Sen. Brown asked Sloan if Wells Fargo was willing to commit to ending its use of this practice. Not shockingly, Sloan’s answer was “No.”

But rather than launch into the normal litany of half-truths that the banking industry often uses to justify this practice, Sloan instead made the risible argument that Wells Fargo had improved so much in the last year that customers wouldn’t need to sue.

“When I hear the word arbitration, what I hear is the word ‘failing,’ and when we have to resort to — and have to have a conversation with our customers about — arbitration, it means that we don’t have the right product, we haven’t provided it in the right way, we haven’t responded to their complaint, and we haven’t made it right to them,” explained Sloan, who then went into detail about how Wells is reviewing all its products, improving its training, and aiming to resolve disputes immediately.

The problem is, the fake account scandal wasn’t about bad products, poor customer service, or dispute resolution. It was about Wells Fargo employees trying to make sales quotas by opening multiple, bogus accounts in the names of existing customers. That is an allegation of fraud, not shoddy service.

Sloan’s response came across like a fast food CEO responding to a food borne illness outbreak by saying “We’ve sped up the drive-thru and added Crystal Pepsi to the soda fountain!”

Brown was more polite, thanking the CEO for his “long and detailed answer,” before he got back to the main point of his line of questioning:

“You’re still going to use those forced arbitration to take advantage of your customers,” said the senator. “Why should we believe you’re committed to changing your bank’s practices and being fair to customers when you continue to use that behind-closed-doors arbitration system that clearly doesn’t allow customers their day in court?”

This time, Sloan was more explicit in his because-we-promise-to-not-do-it-again reply, saying, “The reason is because I think we’ve made fundamental changes so it will limit the number of times–” before Brown interjected, “I appreciate that, but give them their day in court so that those who you are not able to help or that you’re not able to satisfy?”

That’s when Sloan finally started regurgitating bank industry talking points about the “efficiency” of arbitration, and how the Consumer Financial Protection Bureau’s own study agreed that arbitration can be an expeditious way of resolve a customer’s legal dispute.

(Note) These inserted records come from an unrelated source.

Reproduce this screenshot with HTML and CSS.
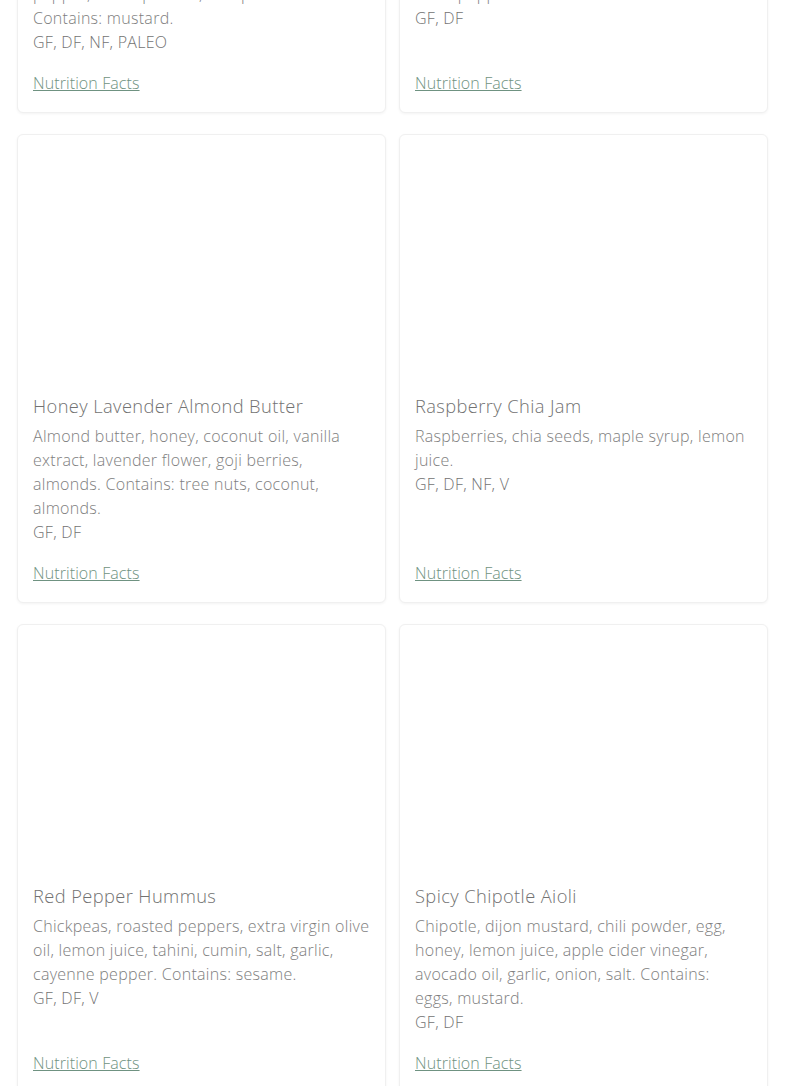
FILE: index.html
```html
<!DOCTYPE html>
<html lang="en">
<head>
<meta charset="utf-8">
<title>Menu</title>
<link rel="stylesheet" href="styles.css">
</head>
<body>
<main class="grid">
  <article class="card">
    <div class="card-img"></div>
    <div class="card-body">
      <h3 class="title">Smoky Mustard Dressing</h3>
      <p class="desc">Olive oil, apple cider vinegar, maple syrup, garlic, sea salt, smoked paprika, black pepper, onion powder, chili powder. Contains: mustard.</p>
      <p class="tags">GF, DF, NF, PALEO</p>
      <a class="link" href="#">Nutrition Facts</a>
    </div>
  </article>
  <article class="card">
    <div class="card-img"></div>
    <div class="card-body">
      <h3 class="title">Roasted Garlic Tapenade</h3>
      <p class="desc">Kalamata olives, green olives, capers, roasted garlic, olive oil, lemon juice, parsley, oregano, black pepper.</p>
      <p class="tags">GF, DF</p>
      <a class="link" href="#">Nutrition Facts</a>
    </div>
  </article>
  <article class="card">
    <div class="card-img"></div>
    <div class="card-body">
      <h3 class="title">Honey Lavender Almond Butter</h3>
      <p class="desc">Almond butter, honey, coconut oil, vanilla extract, lavender flower, goji berries, almonds. Contains: tree nuts, coconut, almonds.</p>
      <p class="tags">GF, DF</p>
      <a class="link" href="#">Nutrition Facts</a>
    </div>
  </article>
  <article class="card">
    <div class="card-img"></div>
    <div class="card-body">
      <h3 class="title">Raspberry Chia Jam</h3>
      <p class="desc">Raspberries, chia seeds, maple syrup, lemon juice.</p>
      <p class="tags">GF, DF, NF, V</p>
      <a class="link" href="#">Nutrition Facts</a>
    </div>
  </article>
  <article class="card">
    <div class="card-img"></div>
    <div class="card-body">
      <h3 class="title">Red Pepper Hummus</h3>
      <p class="desc">Chickpeas, roasted peppers, extra virgin olive oil, lemon juice, tahini, cumin, salt, garlic, cayenne pepper. Contains: sesame.</p>
      <p class="tags">GF, DF, V</p>
      <a class="link" href="#">Nutrition Facts</a>
    </div>
  </article>
  <article class="card">
    <div class="card-img"></div>
    <div class="card-body">
      <h3 class="title">Spicy Chipotle Aioli</h3>
      <p class="desc">Chipotle, dijon mustard, chili powder, egg, honey, lemon juice, apple cider vinegar, avocado oil, garlic, onion, salt. Contains: eggs,&nbsp;mustard.</p>
      <p class="tags">GF, DF</p>
      <a class="link" href="#">Nutrition Facts</a>
    </div>
  </article>
</main>
</body>
</html>
```
FILE: styles.css
```css
html, body {
  margin: 0;
  padding: 0;
  background: #ffffff;
  overflow: hidden;
}

body {
  font-family: "Open Sans", "Liberation Sans", sans-serif;
  color: #858585;
}

.grid {
  display: grid;
  grid-template-columns: 1fr 1fr;
  column-gap: 13px;
  row-gap: 21px;
  padding: 0 17px 0 17px;
  margin-top: -356px;
}

.card {
  display: flex;
  flex-direction: column;
  background: #ffffff;
  border: 1px solid #f0f0f0;
  border-radius: 6px;
  box-shadow: 0 1px 3px rgba(0, 0, 0, 0.05);
}

.card-img {
  height: 250px;
}

.card-body {
  flex: 1;
  display: flex;
  flex-direction: column;
  padding: 8px 15px 17px 15px;
}

.title {
  margin: 0 0 5px 0;
  font-size: 18.3px;
  line-height: 26px;
  font-weight: 300;
  letter-spacing: 0.4px;
  color: #727272;
}

.desc {
  margin: 0;
  font-size: 16px;
  line-height: 24px;
  font-weight: 300;
  letter-spacing: 0.28px;
  color: #7e7e7e;
}

.tags {
  margin: 0;
  font-size: 16px;
  line-height: 24px;
  font-weight: 300;
  letter-spacing: 0.28px;
  color: #727272;
}

.link {
  margin-top: auto;
  padding-top: 17px;
  font-size: 16px;
  line-height: 24px;
  font-weight: 300;
  letter-spacing: 0.1px;
  color: #6f9281;
  text-decoration: underline;
  align-self: flex-start;
}
```
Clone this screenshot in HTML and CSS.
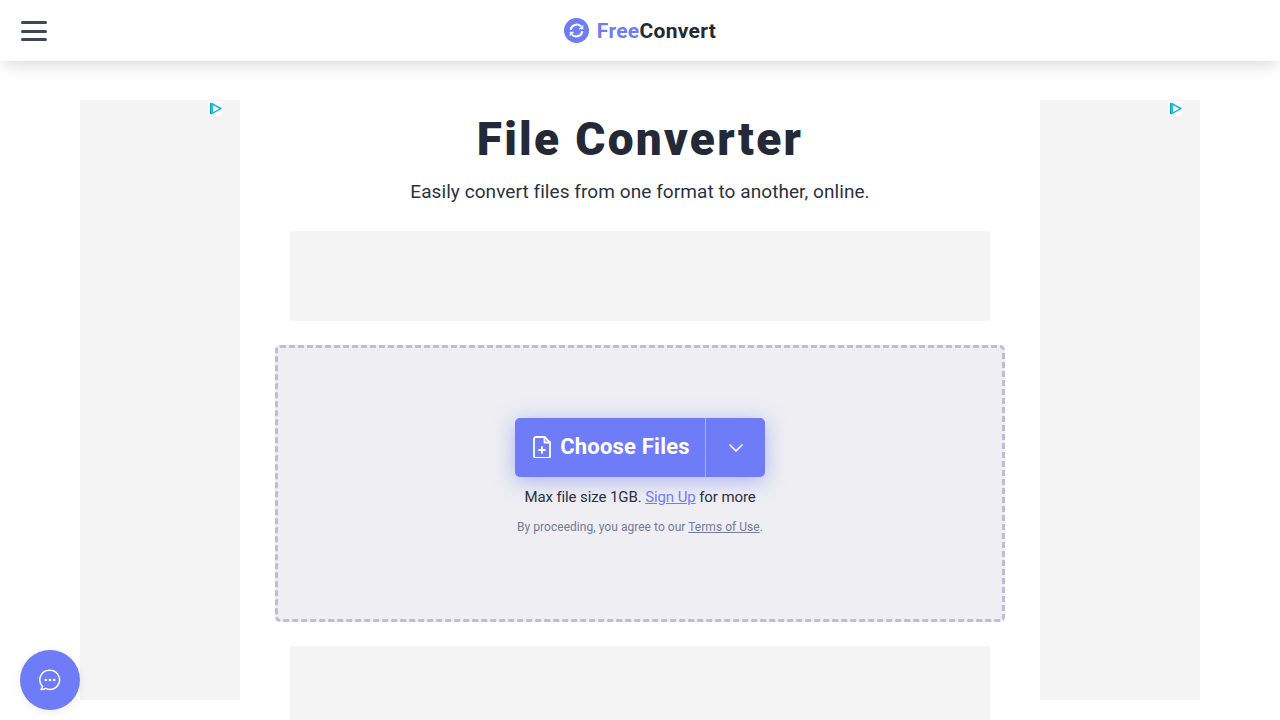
FILE: index.html
```html
<!DOCTYPE html>
<html lang="en">
<head>
    <meta charset="UTF-8">
    <meta name="viewport" content="width=device-width, initial-scale=1.0">
    <title>File Converter</title>
    <link rel="stylesheet" href="styles.css">
</head>
<body>
    <header class="topbar">
        <button class="menu-btn" aria-label="Menu">
            <span></span><span></span><span></span>
        </button>
        <a class="logo" href="#">
            <svg class="logo-icon" viewBox="0 0 26 26" width="25" height="25">
                <circle cx="13" cy="13" r="13" fill="#6f7cf7"/>
                <path d="M7 12.400a6.200 6.200 0 0 1 10.600-3.700" fill="none" stroke="#fff" stroke-width="2.200"/>
                <path d="M19 13.600a6.200 6.200 0 0 1-10.600 3.700" fill="none" stroke="#fff" stroke-width="2.200"/>
                <path d="M20 7v4.800h-4.800z M6 19v-4.800h4.800z" fill="#fff"/>
            </svg>
            <span class="logo-text"><span class="logo-free">Free</span>Convert</span>
        </a>
    </header>

    <div class="page">
        <aside class="side-ad">
            <svg class="ad-mark" viewBox="0 0 15 15" width="15" height="15">
                <rect width="15" height="15" fill="#fff"/>
                <path d="M4.200 2.800v9.600l8.600-4.800z" fill="none" stroke="#00bcd4" stroke-width="1.400"/>
                <path d="M2.800 2v11.200" stroke="#00a5dc" stroke-width="1.600"/>
            </svg>
        </aside>

        <main class="content">
            <h1>File Converter</h1>
            <p class="subtitle">Easily convert files from one format to another, online.</p>
            <div class="banner-ad"></div>

            <section class="dropzone">
                <div class="upload-btn">
                    <button class="choose-btn">
                        <svg viewBox="0 0 18 22" width="18" height="22" fill="none" stroke="#fff" stroke-width="1.800" stroke-linejoin="round" stroke-linecap="round">
                            <path d="M3 1h8.500l5.500 5.500v13.500a2 2 0 0 1-2 2h-12a2 2 0 0 1-2-2v-17a2 2 0 0 1 2-2z"/>
                            <path d="M11.500 1v5.500h5.500"/>
                            <path d="M9 11v6M6 14h6"/>
                        </svg>
                        Choose Files
                    </button>
                    <button class="more-btn" aria-label="More sources">
                        <svg viewBox="0 0 16 10" width="16" height="10" fill="none" stroke="#fff" stroke-width="1.700" stroke-linecap="round" stroke-linejoin="round">
                            <path d="M2 2l6 6 6-6"/>
                        </svg>
                    </button>
                </div>
                <p class="limit">Max file size 1GB. <a href="#">Sign Up</a> for more</p>
                <p class="terms">By proceeding, you agree to our <a href="#">Terms of Use</a>.</p>
            </section>

            <div class="banner-ad banner-low"></div>
        </main>

        <aside class="side-ad">
            <svg class="ad-mark" viewBox="0 0 15 15" width="15" height="15">
                <rect width="15" height="15" fill="#fff"/>
                <path d="M4.200 2.800v9.600l8.600-4.800z" fill="none" stroke="#00bcd4" stroke-width="1.400"/>
                <path d="M2.800 2v11.200" stroke="#00a5dc" stroke-width="1.600"/>
            </svg>
        </aside>
    </div>

    <button class="chat-btn" aria-label="Chat">
        <svg viewBox="0 0 24 24" width="24" height="24">
            <path d="M12 2.200a9.600 9.600 0 1 1-4.300 18.200c-1.300.8-3 1.200-4.700 1 .9-.8 1.400-1.800 1.500-3A9.600 9.600 0 0 1 12 2.200z" fill="none" stroke="#fff" stroke-width="1.500" stroke-linejoin="round"/>
            <circle cx="7.800" cy="12" r="1.300" fill="#fff"/>
            <circle cx="12" cy="12" r="1.300" fill="#fff"/>
            <circle cx="16.200" cy="12" r="1.300" fill="#fff"/>
        </svg>
    </button>
</body>
</html>
```

FILE: styles.css
```css
html, body {
    height: 100%;
    overflow: hidden;
}
body {
    margin: 0;
    padding: 0;
    font-family: Roboto, "Liberation Sans", sans-serif;
    color: #232936;
    background-color: #fff;
}
.topbar {
    height: 61px;
    display: flex;
    align-items: center;
    justify-content: center;
    position: relative;
    background-color: #fff;
    box-shadow: 0 6px 18px -4px rgba(0, 0, 0, 0.18);
}
.menu-btn {
    position: absolute;
    left: 21px;
    top: 21px;
    width: 26px;
    height: 20px;
    padding: 0;
    border: none;
    background: none;
    display: flex;
    flex-direction: column;
    justify-content: space-between;
}
.menu-btn span {
    display: block;
    height: 3px;
    border-radius: 2px;
    background-color: #3f4753;
}
.logo {
    display: flex;
    align-items: center;
    gap: 8px;
    text-decoration: none;
    color: #232936;
}
.logo-text {
    font-size: 21px;
    font-weight: 700;
    letter-spacing: 0.3px;
}
.logo-free {
    color: #6f7cf7;
}
.page {
    display: flex;
    justify-content: center;
    padding-top: 39px;
}
.side-ad {
    width: 160px;
    height: 600px;
    position: relative;
    background-color: #f4f4f5;
}
.ad-mark {
    position: absolute;
    top: 1px;
    right: 17px;
}
.content {
    width: 800px;
    display: flex;
    flex-direction: column;
    align-items: center;
}
h1 {
    margin: 11px 0 0;
    font-size: 46px;
    line-height: 56px;
    font-weight: 900;
    letter-spacing: 2.3px;
}
.subtitle {
    margin: 11px 0 0;
    font-size: 19px;
    line-height: 28px;
    letter-spacing: 0.07px;
    color: #2b3140;
}
.banner-ad {
    width: 700px;
    height: 90px;
    margin-top: 25px;
    flex-shrink: 0;
    background-color: #f4f4f5;
}
.banner-low {
    margin-top: 24px;
}
.dropzone {
    width: 730px;
    height: 277px;
    margin-top: 24px;
    box-sizing: border-box;
    flex-shrink: 0;
    padding-top: 70px;
    display: flex;
    flex-direction: column;
    align-items: center;
    border: 3px dashed #bfbcd8;
    border-radius: 5px;
    background-color: #eeeef3;
}
.upload-btn {
    display: flex;
    height: 59px;
    border-radius: 5px;
    background-color: #6f7cf7;
    box-shadow: 0 4px 20px rgba(111, 124, 247, 0.5);
}
.upload-btn button {
    border: none;
    background: none;
    color: #fff;
    font-family: inherit;
    display: flex;
    align-items: center;
    justify-content: center;
}
.choose-btn {
    width: 190px;
    gap: 9px;
    padding: 0 0 2px 3px;
    font-size: 22px;
    font-weight: 700;
    letter-spacing: 0.2px;
}
.more-btn {
    width: 60px;
    padding: 0;
    border-left: 1px solid rgba(255, 255, 255, 0.4) !important;
}
.limit {
    margin: 10px 0 0;
    font-size: 15px;
    line-height: 20px;
    letter-spacing: -0.1px;
    color: #2b3140;
}
.limit a {
    color: #6f7cf7;
}
.terms {
    margin: 12px 0 0;
    font-size: 12px;
    line-height: 16px;
    letter-spacing: 0.04px;
    color: #757c96;
}
.terms a {
    color: #757c96;
}
.chat-btn {
    position: fixed;
    left: 20px;
    bottom: 10px;
    width: 60px;
    height: 60px;
    padding: 0;
    border: none;
    border-radius: 50%;
    display: flex;
    align-items: center;
    justify-content: center;
    background-color: #6f7cf7;
    box-shadow: 0 2px 10px rgba(0, 0, 0, 0.08);
}
```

But Brown pointed out that this is a very slanted reading of the CFPB study, as this cherry-picked conclusion is about customers who have unique legal disputes with banks; not about the best or most efficient way to hold a bank accountable for a systemic failure to protect its customers from employee fraud.

Though Wells Fargo is attempting to settle some of the lawsuits arising from the ongoing fake account fiasco scandal, the bank continues to argue in court that it should not have to even face these class actions because of arbitration clauses included in customer contracts.

Attorneys representing Wells customers counter that the arbitration agreement only involves disputes over legal issues that could reasonably arise from the normal operation of a financial institution, and that the clauses should not protect a bank from having to answer from deliberate fraud allegedly committed by thousands of employees; bad behavior that bank executives have admitted to knowing about for years.

Last summer the CFPB finalized a new rule that would prevent many banks and other financial services from using forced arbitration to stop class actions. Banks could still compel arbitration in individual disputes, but they would be barred from using that contract clause to prevent customers from joining similar complaints into a single class complaint.

Bank-backed members of Congress are currently attempting to pass a resolution that would undo that rule. That resolution glided through the House on a nearly party-line vote in July, but has been sitting untouched by the Senate since, with some news sources reporting that there aren’t enough votes to pass it in the Senate. That resolution must be signed by the President by early November or the CFPB rule goes into effect.

That’s why the U.S. Chamber of Commerce, and several other bank-backed lobbying groups, recently filed an eleventh-hour lawsuit seeking to overturn the CFPB rule.